## REQUIRED WORK
Scan the data below. Pull out each line where "picture" occurs.
* start *
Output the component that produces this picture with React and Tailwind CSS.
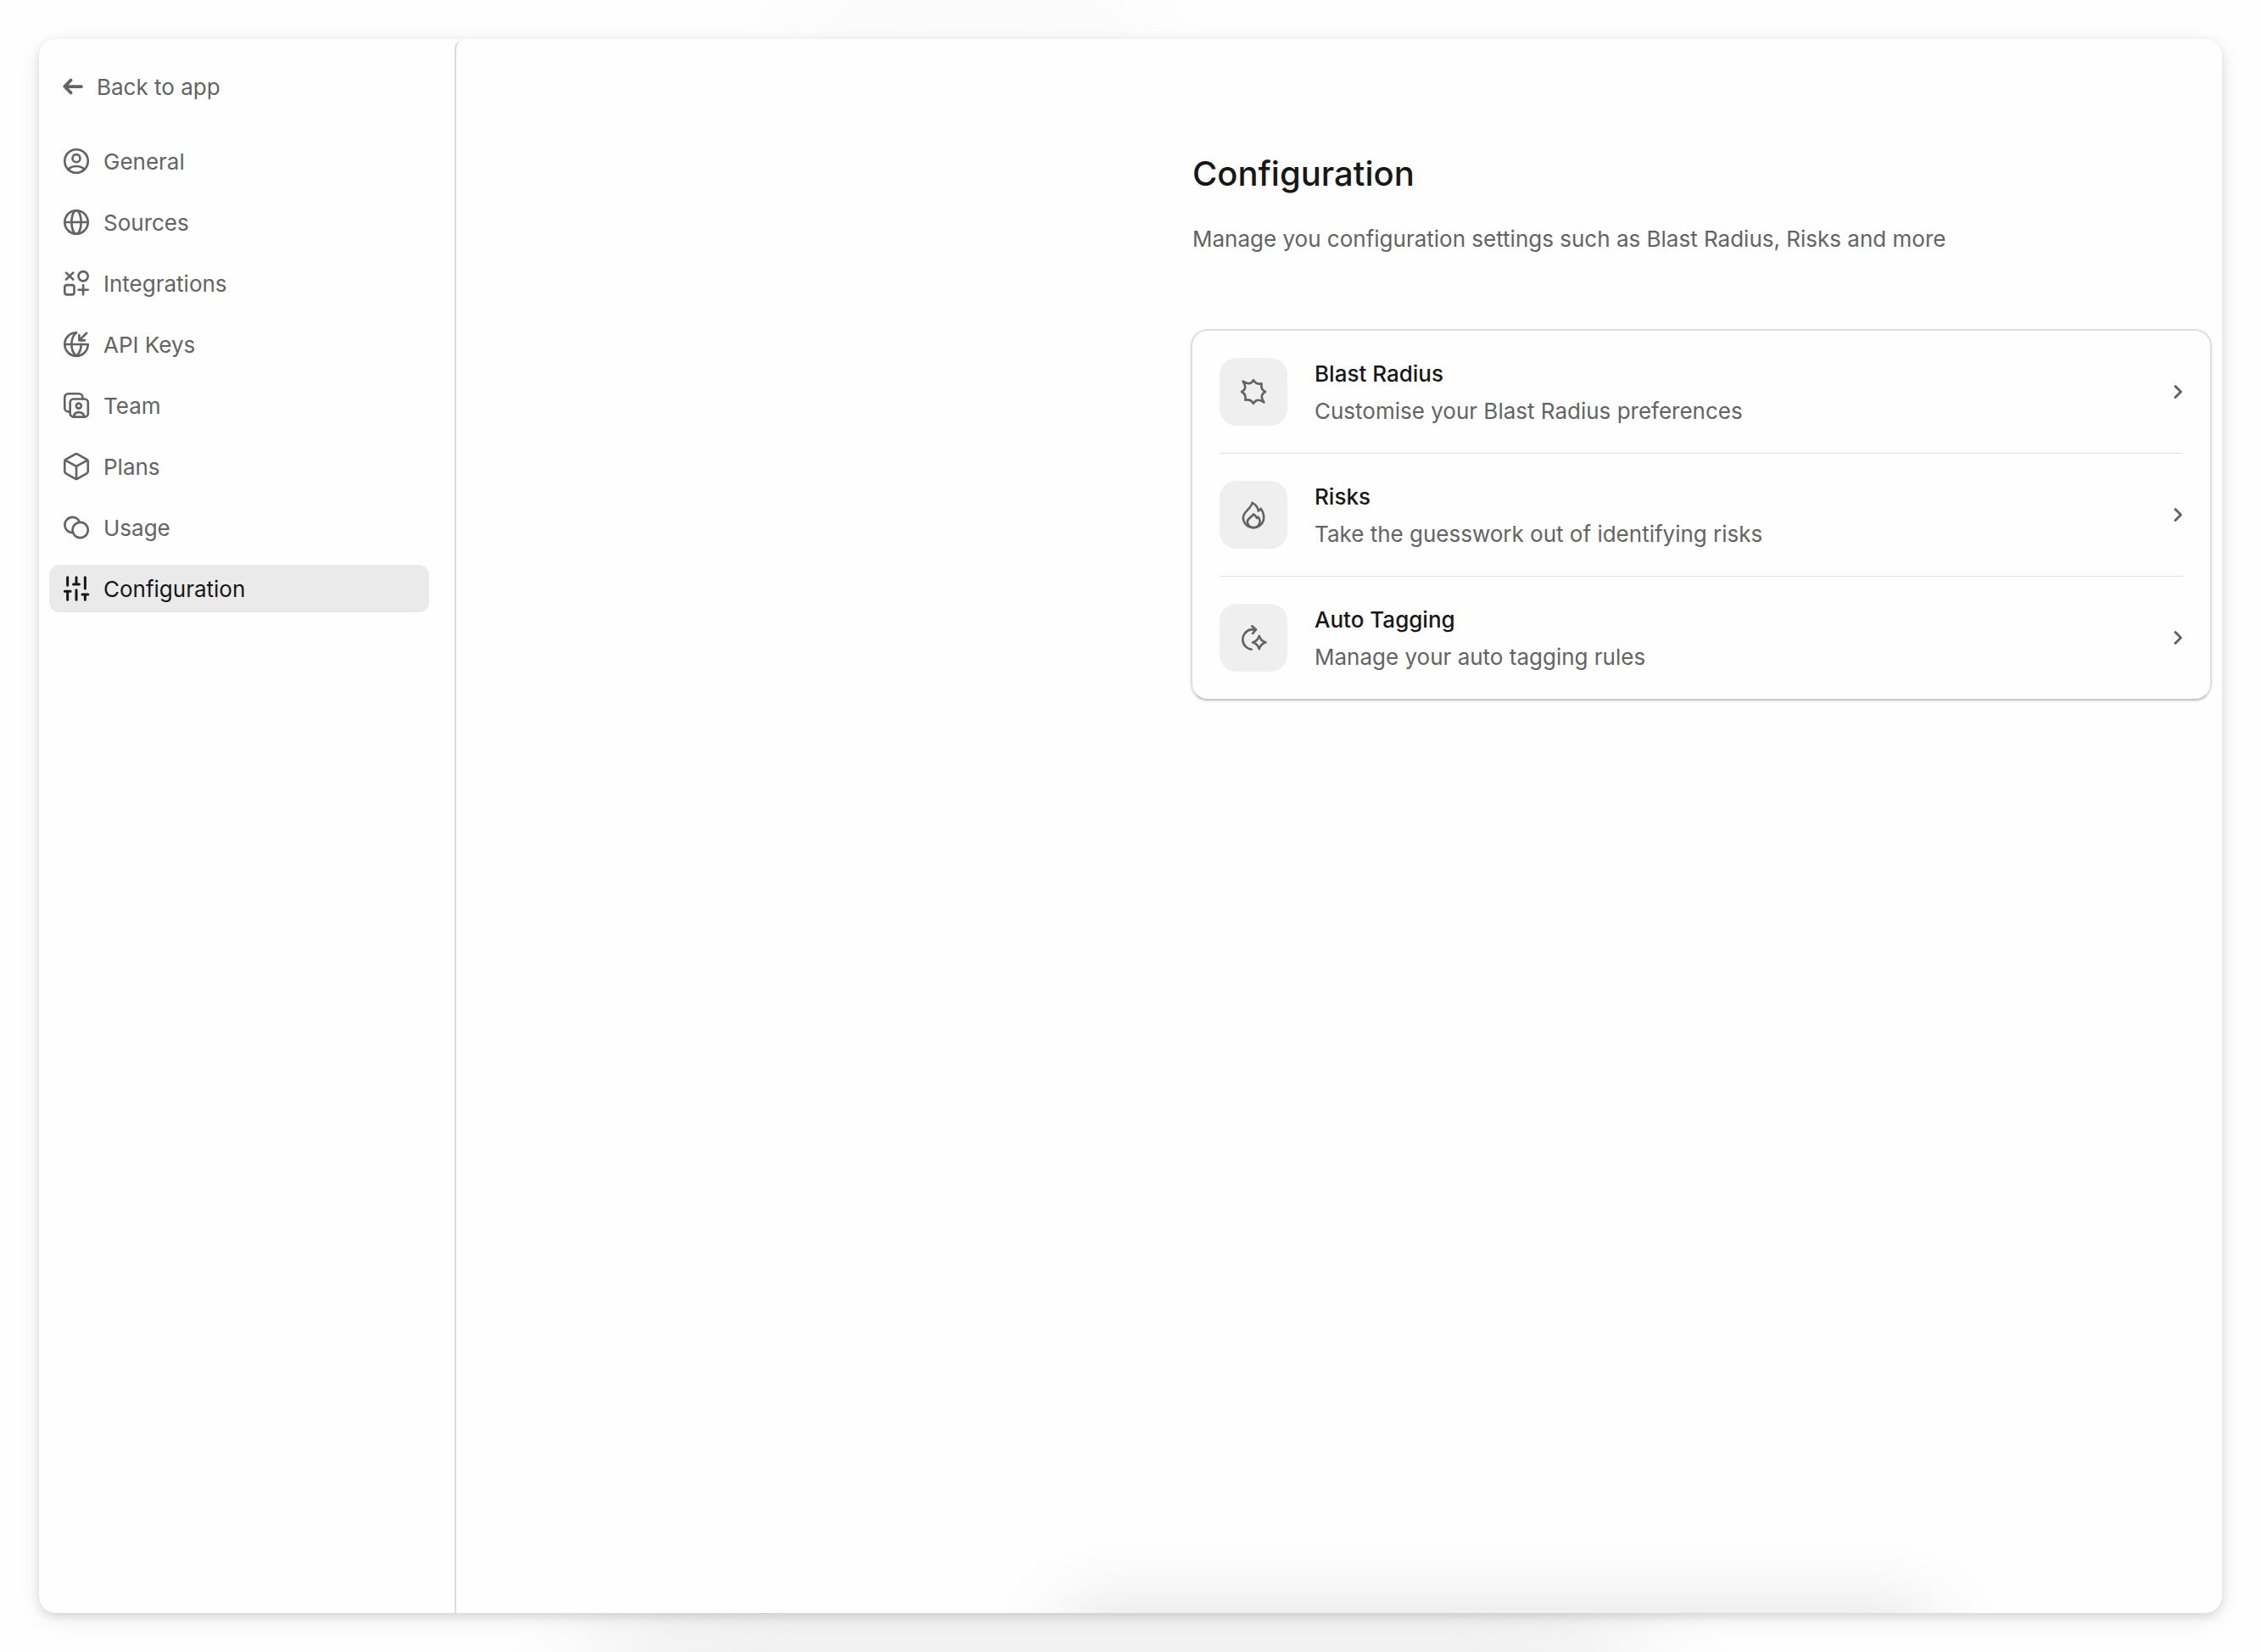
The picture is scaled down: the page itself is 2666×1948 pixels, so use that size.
import React, { useState } from "react";

const Icon = ({ children, className = "size-9", strokeWidth = 1.75 }) => (
  <svg
    viewBox="0 0 24 24"
    fill="none"
    stroke="currentColor"
    strokeWidth={strokeWidth}
    strokeLinecap="round"
    strokeLinejoin="round"
    className={`shrink-0 ${className}`}
    aria-hidden="true"
  >
    {children}
  </svg>
);

const GeneralIcon = () => (
  <Icon>
    <circle cx="12" cy="12" r="9.15" />
    <circle cx="12" cy="9.75" r="3" />
    <path d="M5.6 18.5C7.2 16.9 9.4 16 12 16s4.8.9 6.4 2.5" />
  </Icon>
);

const SourcesIcon = () => (
  <Icon>
    <circle cx="12" cy="12" r="9.15" />
    <ellipse cx="12" cy="12" rx="3.75" ry="9.15" />
    <path d="M2.85 12h18.3" />
  </Icon>
);

const IntegrationsIcon = () => (
  <Icon>
    <path d="m4 3.75 5.5 5.25M9.5 3.75 4 9" />
    <circle cx="17.4" cy="6.5" r="3.75" />
    <rect x="2.85" y="13.4" width="7.5" height="7.5" rx="1.75" />
    <path d="M17.4 13.5v7.4M13.7 17.2h7.4" />
  </Icon>
);

const ApiKeysIcon = () => (
  <Icon>
    <path d="M12 2.85A9.15 9.15 0 1 0 21.15 12H2.85" />
    <path d="M12 2.85C9.8 4.6 8.25 7.8 8.25 12s1.55 7.4 3.75 9.15c2.2-1.75 3.75-4.95 3.75-9.15" />
    <path d="m20.1 3.2-5.85 5.7M14.25 4.7v4.2h4.4" />
  </Icon>
);

const TeamIcon = () => (
  <Icon>
    <rect x="7.1" y="7" width="14.1" height="14.1" rx="2.75" />
    <path d="M7 16.9H5.6a2.75 2.75 0 0 1-2.75-2.75V5.6A2.75 2.75 0 0 1 5.6 2.85h8.55A2.75 2.75 0 0 1 16.9 5.6V7" />
    <circle cx="13.9" cy="12.4" r="2" />
    <path d="M9.7 21c.5-2 2.2-3.6 4.3-3.6s3.8 1.6 4.3 3.6" />
  </Icon>
);

const PlansIcon = () => (
  <Icon>
    <path d="m13 2.4 7.1 4a2 2 0 0 1 1.05 1.75v7.7a2 2 0 0 1-1.05 1.75L13 21.6a2 2 0 0 1-2 0l-7.1-4a2 2 0 0 1-1.05-1.75v-7.7A2 2 0 0 1 3.9 6.4l7.1-4a2 2 0 0 1 2 0Z" />
    <path d="M3.2 7.1 12 11.9l8.8-4.8M12 11.9v9.8" />
  </Icon>
);

const UsageIcon = () => (
  <Icon>
    <circle cx="15.1" cy="14" r="6.1" />
    <path d="M14.73 7.91A6.1 6.1 0 1 0 9.37 16.09" />
  </Icon>
);

const ConfigurationIcon = () => (
  <Icon strokeWidth={2}>
    <path d="M5.1 3.2v6.3M2.9 14.2h4.5M5.1 14.2v6.6" />
    <path d="M12 3.2v5.5M9.7 8.7h4.6M12 13.2v7.6" />
    <path d="M18.9 3.2V12M16.7 16.6h4.5M18.9 16.6v4.2" />
  </Icon>
);

const BlastIcon = () => (
  <Icon>
    <path d="M12 2.7C13.6 5.6 15.6 6.2 18.4 5.6 17.8 8.4 18.4 10.4 21.3 12 18 13.8 17.6 16 20.3 20.3 16 17.6 13.8 18 12 21.3 10.4 18.4 8.4 17.8 5.6 18.4 6.2 15.6 5.6 13.6 2.7 12 6 10.2 6.4 8 3.7 3.7 8 6.4 10.2 6 12 2.7Z" />
  </Icon>
);

const RisksIcon = () => (
  <Icon>
    <path d="M11 2.6c3 1.4 4.4 3.4 4.8 6.4.8-.3 1.5-.9 1.9-1.8 1.6 1.9 2.4 4.2 2.4 6.8a8.1 8.1 0 0 1-16.2.2C3.9 9.5 10 7.5 11 2.6Z" />
    <path d="M12 11.6c1.5.9 2.3 1.8 2.6 3 .6-.2.9-.4 1.2-.8.8 1 1.2 2.2 1.2 3.6 0 2.6-2.1 4.7-4.9 4.7s-4.9-2.1-4.9-4.7c0-2.7 3.8-3.6 4.8-5.8Z" />
  </Icon>
);

const TaggingIcon = () => (
  <Icon>
    <path d="M10.4 21.2A7.9 7.9 0 0 1 10 5.6h3.8M10.9 2.9l3.1 2.7-2.6 3" />
    <path d="M16.5 10.6c.9 3 2.1 4.2 5.1 5.1-3 .9-4.2 2.1-5.1 5.1-.9-3-2.1-4.2-5.1-5.1 3-.9 4.2-2.1 5.1-5.1Z" />
  </Icon>
);

const Chevron = () => (
  <svg
    viewBox="0 0 12 24"
    fill="none"
    stroke="currentColor"
    strokeWidth="3"
    strokeLinecap="round"
    strokeLinejoin="round"
    className="h-6 w-3 shrink-0"
    aria-hidden="true"
  >
    <path d="M3 5.5 9.5 12 3 18.5" />
  </svg>
);

const navItems = [
  { name: "General", icon: GeneralIcon },
  { name: "Sources", icon: SourcesIcon },
  { name: "Integrations", icon: IntegrationsIcon },
  { name: "API Keys", icon: ApiKeysIcon },
  { name: "Team", icon: TeamIcon },
  { name: "Plans", icon: PlansIcon },
  { name: "Usage", icon: UsageIcon },
  { name: "Configuration", icon: ConfigurationIcon },
];

const settings = [
  {
    title: "Blast Radius",
    description: "Customise your Blast Radius preferences",
    icon: BlastIcon,
  },
  {
    title: "Risks",
    description: "Take the guesswork out of identifying risks",
    icon: RisksIcon,
  },
  {
    title: "Auto Tagging",
    description: "Manage your auto tagging rules",
    icon: TaggingIcon,
  },
];

const Sidebar = () => {
  const [active, setActive] = useState("Configuration");

  return (
    <aside className="w-[490px] shrink-0 pl-3 pr-[30px] pt-7">
      <a href="#app" className="flex h-14 items-center gap-4 px-4">
        <Icon className="size-6" strokeWidth={3.75}>
          <path d="M2.5 12H22M9.5 4.6 2.2 12l7.300 7.400" />
        </Icon>
        <span className="pt-0.5">Back to app</span>
      </a>

      <nav className="mt-8 flex flex-col gap-4">
        {navItems.map(({ name, icon: ItemIcon }) => (
          <a
            key={name}
            href="#settings"
            onClick={() => setActive(name)}
            className={`flex h-14 items-center gap-3.5 rounded-xl px-3.5 ${
              active === name ? "bg-[#eaeaea] text-[#171717]" : ""
            }`}
          >
            <ItemIcon />
            <span className="pt-0.5">{name}</span>
          </a>
        ))}
      </nav>
    </aside>
  );
};

const App = () => {
  return (
    <div className="relative flex min-h-screen overflow-hidden bg-[#fefefe] p-[46px] font-['Inter',sans-serif] text-[26px] leading-[44px] text-[#636363]">
      {/* soft grey glows behind the panel */}
      <div className="absolute -bottom-48 left-[26%] h-72 w-[47%] rounded-full bg-[#f1f1f1] blur-[60px]" />
      <div className="absolute -top-10 left-[35%] h-40 w-[16%] rounded-full bg-[#fbfbfb] blur-[40px]" />

      <div className="relative flex flex-1 overflow-hidden rounded-[20px] bg-[#fefefe] shadow-[0_8px_32px_rgba(0,0,0,0.06),0_4px_12px_rgba(0,0,0,0.13)]">
        <Sidebar />

        <main className="relative flex-1 overflow-hidden rounded-tl-xl border-l-2 border-[#dcdcdc]">
          <div className="ml-auto mr-3 max-w-[1204px] pt-32">
            <div className="px-0.5">
              <h1 className="text-[40px] font-medium leading-[62px] text-[#171717]">
                Configuration
              </h1>
              <p className="mt-6">
                Manage you configuration settings such as Blast Radius, Risks and more
              </p>
            </div>

            <ul className="mt-21 rounded-[20px] border-2 border-[#dfdfdf] border-b-[#c8c8c8] px-8 shadow-sm">
              {settings.map(({ title, description, icon: ItemIcon }) => (
                <li key={title} className="border-b border-[#e2e2e2] last:border-b-0">
                  <a href="#setting" className="flex h-36 items-center gap-8">
                    <span className="flex size-20 items-center justify-center rounded-[20px] bg-[#efefef]">
                      <ItemIcon />
                    </span>
                    <span className="flex flex-1 flex-col pt-0.5">
                      <span className="font-medium text-[#171717]">{title}</span>
                      <span>{description}</span>
                    </span>
                    <Chevron />
                  </a>
                </li>
              ))}
            </ul>
          </div>

          <div className="absolute -bottom-20 left-[34%] right-[16%] h-20 rounded-[40px] shadow-[0_0_96px_rgba(0,0,0,0.13)]" />
        </main>
      </div>
    </div>
  );
};

export default App;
* end *
## SOLUTION
Output the component that produces this picture with React and Tailwind CSS.
The picture is scaled down: the page itself is 2666×1948 pixels, so use that size.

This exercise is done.